The recent launch of Google’s ‘AI Mode’ for shopping is a textbook example of this, as it includes contextual search, price comparison, virtual try-on and an agentic checkout experience. Time will tell how successful this new mode will be, although most features are only available in the US so far.
Another more creative workflow application of functional AI is designer Norma Kamali’s use of AI as a tool for brand reinvention. Kamali collaborated with Maison Meta on a proprietary model to re-invigorate several of her iconic designs. Interestingly it was Kamali who proclaimed after the project that “AI doesn’t have a heartbeat, it can’t replace human passion, but it can enhance creativity in ways we’re only beginning to understand”. Two very different worlds that seem to work well together – even if the taxonomy to describe that interaction is difficult to define.

On a more straightforward workflow optimisation track: last month Walmart promoted the results of an internal proprietary AI product called ‘Trend-to-Product’. Using both AI and generative AI it analyses global trends, creates mood boards, provides collection names, colours and textures as well as outputting a supplier tech pack. The results here were similarly measurably to what Zalando saw with its structured roll-out: Walmart states it has reduced their concept to completion cycle by 18 weeks, describing this new workflow as being ‘people-led and tech-powered’.
Continuing up the ladder, the next level of adoption is strategic AI, where it is embedded deeply throughout the organisation as integrated intelligence. Platforms like the heavily funded Daydream or new-kid-on-the-block Phia are current examples of this. Each of their business models rely on strategic AI to disrupt product discovery and search (Daydream), and price based and sustainable decision-making (Phia). These are not single function or one-domain applications; these are platforms that are proposing to use AI to replace, or at least refurbish, the fundamental pillars of fashion’s business model.
So it’s notable that there are fewer fashion brands adopting this depth of practice as yet, since this perhaps tells us where the frontlines are currently being drawn between what types of structure fashion is willing to let AI impose upon it, and where that imposition becomes too strong.

A question to ponder here is why? Does this merely reflect the maturity of this tech adoption in the time to date, or is there also a correlation between adoption maturity and scale. In general, small to medium enterprises (SMEs) are more nimble, dynamic and therefore more able to adapt to change, corporates, are the opposite. However, SMEs within the fashion sector are often traditional and generationally owned (i.e. a fabric mill) or forward thinking and single person (i.e. an emerging designer). For them to introduce AI into their workflows, it’s a challenge dependent on the level of innovativeness and operational discipline of the owner as well as the amount of time and financial investment needed.
The highest level of AI adoption can be described as AI-native, whereby it forms the operating structure of the business and is autonomous and self optimising. There are no high-profile fashion businesses as yet who fit this profile, however examples outside of the sector are visible, especially in software where companies like Lovable, Notion and Synthesia have gone all-in on describing themselves as AI workspaces and full-stack AI platforms. No doubt the first AI-native fashion brands are already being created, although the ambition of handling the entire product lifecycle, end-to-end, with AI is a far higher bar in an industry that makes physical products.
So we know roughly what fashion could be aiming to do with AI, how the industry can segment the different stages of adoption, where the industry is likely to be comfortable allowing AI to add top-down structure to its workflows – and where it won’t. Lastly, let’s try to answer the when question.

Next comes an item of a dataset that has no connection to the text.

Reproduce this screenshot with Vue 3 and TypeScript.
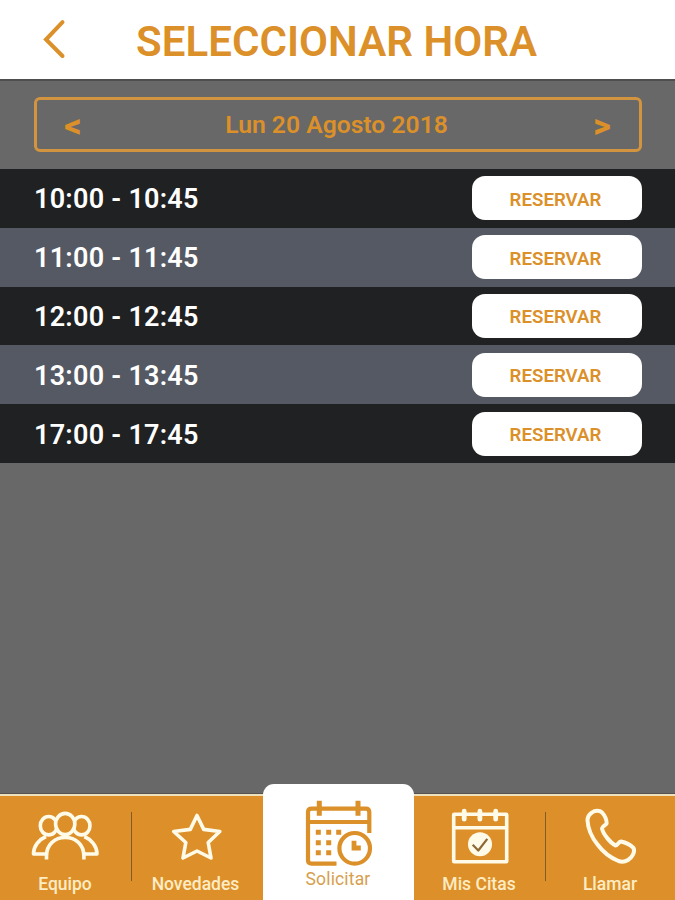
<script setup lang="ts">
import { ref } from 'vue'

interface Slot {
  start: string
  end: string
}

const slots: Slot[] = [
  { start: '10:00', end: '10:45' },
  { start: '11:00', end: '11:45' },
  { start: '12:00', end: '12:45' },
  { start: '13:00', end: '13:45' },
  { start: '17:00', end: '17:45' },
]

const day = ref('Lun 20 Agosto 2018')
</script>

<template>
  <div class="screen">
    <header class="header">
      <button class="back" aria-label="Volver">
        <svg width="24" height="42" viewBox="0 0 24 42">
          <path d="M20.500 3.200L4 20.500L20.500 37" />
        </svg>
      </button>
      <h1 class="title">SELECCIONAR HORA</h1>
    </header>

    <section class="picker">
      <div class="date">
        <button class="step">&lt;</button>
        <span class="day">{{ day }}</span>
        <button class="step">&gt;</button>
      </div>
    </section>

    <main class="slots">
      <div v-for="slot in slots" :key="slot.start" class="slot">
        <span class="time">{{ slot.start }} - {{ slot.end }}</span>
        <button class="reserve">RESERVAR</button>
      </div>
    </main>

    <nav class="nav">
      <a class="tab divided">
        <svg class="icon" viewBox="0 0 72 60">
          <ellipse cx="19.7" cy="19.7" rx="8.4" ry="9.2" />
          <ellipse cx="52.6" cy="19.7" rx="8.4" ry="9.2" />
          <path d="M17 30.5C10 33.500 4.500 40 4.500 48H16.500M55.300 30.500C62.300 33.500 68 40 68 48H55.500" />
          <ellipse class="front" cx="36.2" cy="18" rx="9.6" ry="10.600" />
          <path class="front" d="M17.500 53.500V50C17.500 38.500 26 31.500 36.200 31.500S54.900 38.500 54.900 50V53.500" />
        </svg>
        <span class="label">Equipo</span>
      </a>
      <a class="tab news">
        <svg class="icon" viewBox="0 0 72 60">
          <path d="M37 9.500L43.700 23.400L59.800 25.500L48.200 36.500L51 52L37 45L23 52L25.800 36.500L13.700 25.500L30.300 23.400Z" />
        </svg>
        <span class="label">Novedades</span>
      </a>
      <a class="tab active">
        <svg class="icon-active" viewBox="0 0 72 72">
          <path d="M34.500 66.700H9.500Q6 66.700 6 63.200V15.200Q6 11.700 9.500 11.700H63.800Q67.300 11.700 67.300 15.200V36M6 25H67.300" />
          <path class="ring" d="M17.300 3.700V18.700M56 3.700V18.700" />
          <circle cx="52.700" cy="51.300" r="15.300" />
          <path class="hands" d="M52 43.700V51H58.800" />
          <path class="dots" d="M13.800 35.300h5M24.200 35.300h5M34.200 35.300h5M13.800 45.700h5M24.200 45.700h5M13.800 55.700h5M24.200 55.700h5" />
        </svg>
        <span class="label">Solicitar</span>
      </a>
      <a class="tab divided">
        <svg class="icon" viewBox="0 0 72 60">
          <rect x="10.700" y="8.200" width="53" height="47.500" rx="0.500" />
          <path d="M10.700 21.700H63.700" />
          <path class="pins" d="M21.200 5.200V13.200M36.900 5.200V13.200M52.700 5.200V13.200" />
          <circle class="badge" cx="37" cy="38.200" r="12" />
          <path class="check" d="M29.700 38.700L35.300 44.500L44.300 32.900" />
        </svg>
        <span class="label">Mis Citas</span>
      </a>
      <a class="tab call">
        <svg class="icon" viewBox="0 0 72 60">
          <path class="phone" d="M18 6.500C21 4.200 25.500 4 28 6.500C30.800 9.500 32.800 14 32.600 17.500C31.500 19.500 28 20.500 28 22.500C29 28 36.500 37 41.500 39.500C43.500 39.500 44.500 35.800 47 35.500C51 36.300 56 38.500 59.500 42C61.500 46 58 51.500 54 54C51 55.800 47.500 56 44.500 55C37 52 29 46 23.500 38.500C17.500 31 14 23 13.500 14.500C13.500 11 15 8.500 18 6.500Z" />
        </svg>
        <span class="label">Llamar</span>
      </a>
    </nav>
  </div>
</template>

<style>
body {
  margin: 0;
  background: #686868;
}
</style>

<style scoped>
.screen {
  display: flex;
  flex-direction: column;
  width: 675px;
  height: 900px;
  overflow: hidden;
  background: #686868;
  color: #dc9029;
  font-family: Roboto, "Liberation Sans", sans-serif;
}

button {
  margin: 0;
  padding: 0;
  border: 0;
  background: none;
  color: inherit;
  font: inherit;
}

.header {
  display: flex;
  align-items: center;
  box-sizing: border-box;
  height: 79px;
  padding: 1px 0 0 42px;
  background: #fff;
}

.back {
  width: 94px;
  height: 42px;
  text-align: left;
}

.back svg {
  display: block;
  fill: none;
  stroke: #dc9029;
  stroke-width: 4;
  stroke-linecap: round;
}

.title {
  margin: 4px 0 0;
  font-size: 42px;
  line-height: 48px;
  font-weight: 600;
  letter-spacing: 0.05px;
  white-space: nowrap;
}

.picker {
  box-sizing: border-box;
  height: 90px;
  padding: 16px 33px 0 34px;
  border-top: 2px solid #4e4e4e;
}

.date {
  display: flex;
  align-items: center;
  justify-content: space-between;
  box-sizing: border-box;
  height: 55px;
  padding: 0 28px 0 27px;
  border: 3px solid #d3943f;
  border-radius: 6px;
  font-size: 24.7px;
  font-weight: 600;
}

.day {
  margin-right: 2px;
}

.step {
  width: 18px;
  font-size: 34px;
  line-height: 34px;
  font-weight: 800;
}

.slot {
  display: flex;
  align-items: center;
  justify-content: space-between;
  box-sizing: border-box;
  height: 58.8px;
  padding: 0 33px 0 34px;
  background: #202122;
}

.slot:nth-child(even) {
  background: #555963;
}

.time {
  padding-top: 2px;
  color: #fff;
  font-size: 27px;
  font-weight: 600;
  letter-spacing: 0.25px;
}

.reserve {
  width: 170px;
  height: 44px;
  padding: 3px 3px 0 0;
  border-radius: 13px;
  background: #fff;
  font-size: 18.7px;
  font-weight: 600;
}

.nav {
  display: grid;
  grid-template-columns: 132px 131px 151px 132px 129px;
  grid-template-rows: 106px;
  align-items: end;
  box-sizing: border-box;
  height: 107px;
  margin-top: auto;
  border-top: 1px solid #55534f;
  background: linear-gradient(#efe0bd 2px, #dd9029 2px);
}

.tab {
  display: flex;
  flex-direction: column;
  align-items: center;
  position: relative;
  box-sizing: border-box;
  height: 94px;
  padding-right: 2px;
  color: #fdecc4;
}

.news {
  padding-right: 4px;
}

.call {
  padding-right: 1px;
}

.divided::after {
  content: "";
  position: absolute;
  top: 6px;
  right: 0;
  width: 1.5px;
  height: 69px;
  background: #805c2b;
}

.icon {
  width: 72px;
  height: 60px;
  fill: none;
  stroke: #fffbe8;
  stroke-width: 3.6;
  stroke-linejoin: round;
}

.front {
  fill: #dd9029;
}

.pins {
  stroke-width: 4.8;
  stroke-linecap: round;
}

.badge {
  fill: #fffbe8;
  stroke: none;
}

.check {
  stroke: #8d6936;
  stroke-width: 2.2;
}

.phone {
  stroke-width: 4;
}

.label {
  margin-top: 8px;
  font-size: 17.5px;
  line-height: 21px;
  font-weight: 500;
  white-space: nowrap;
}

.active {
  height: 116px;
  padding-right: 1px;
  border-radius: 11px 11px 0 0;
  background: #fff;
  color: #d6a04e;
}

.active .label {
  margin-top: 0;
  font-weight: 400;
  letter-spacing: 0.15px;
}

.icon-active {
  width: 72px;
  height: 72px;
  margin-top: 13px;
  fill: none;
  stroke: #dc9029;
  stroke-width: 4.2;
}

.ring {
  stroke-width: 5;
}

.hands {
  stroke-width: 4.8;
}

.dots {
  stroke-width: 5;
}
</style>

It sounds trite to say it, but a fashion business should implement AI when it identifies a problem to be solved, Lindsay agrees stating “AI must have a purpose, like when it’s a need, or when it’s able to do something you can’t”. Secondly, on a practical level, the business needs to have enough data to train/feed it. Thirdly, there should be a minimum level of digital maturity and workflows already in place; AI cannot be applied on top of dysfunctional governance. If many processes are undocumented, then digitisation, documentation, and cultural change management should happen before AI implementation. Vrbanic reflected to me that, “The decision to integrate AI into our [Tribute Brands’] commercial products came when the technology reached a quality standard that matched the expectations of our community”. Joshua Young (Transformation Consultant, former Director VF Corp and Nike) adds a final fundamental prerequisite, that “brands must be willing to change the way they work before AI capabilities can provide substantial benefits”. He goes on to explain “continuing to work the same way while expecting AI to solve your problems will yield negligible benefits. To unlock real value, companies must first reengineer their processes”.
So, can AI impose structure on fashion’s chaotic workflows? Yes, it most definitely could. But if it is ‘forced’ or adopted as a vanity metric then it’s likely the new structure won’t embed and the output or results could be worse than they were before. Anyone who’s been part of a technology implementation project in the past will recognise these parameters, and will be familiar with how easily the target outcomes can be missed.
Does AI need to bring structure to fashion? From both a market competition and a sustainability perspective, also yes, because fashion, despite attempts to rein it in through legislation, continues to pursue strategies defined by growth. However as Young suggests, perhaps the structural changes are best orchestrated by the organisation first, and then fine tuned with AI after. At least until the finetuning becomes better handled by non-humans.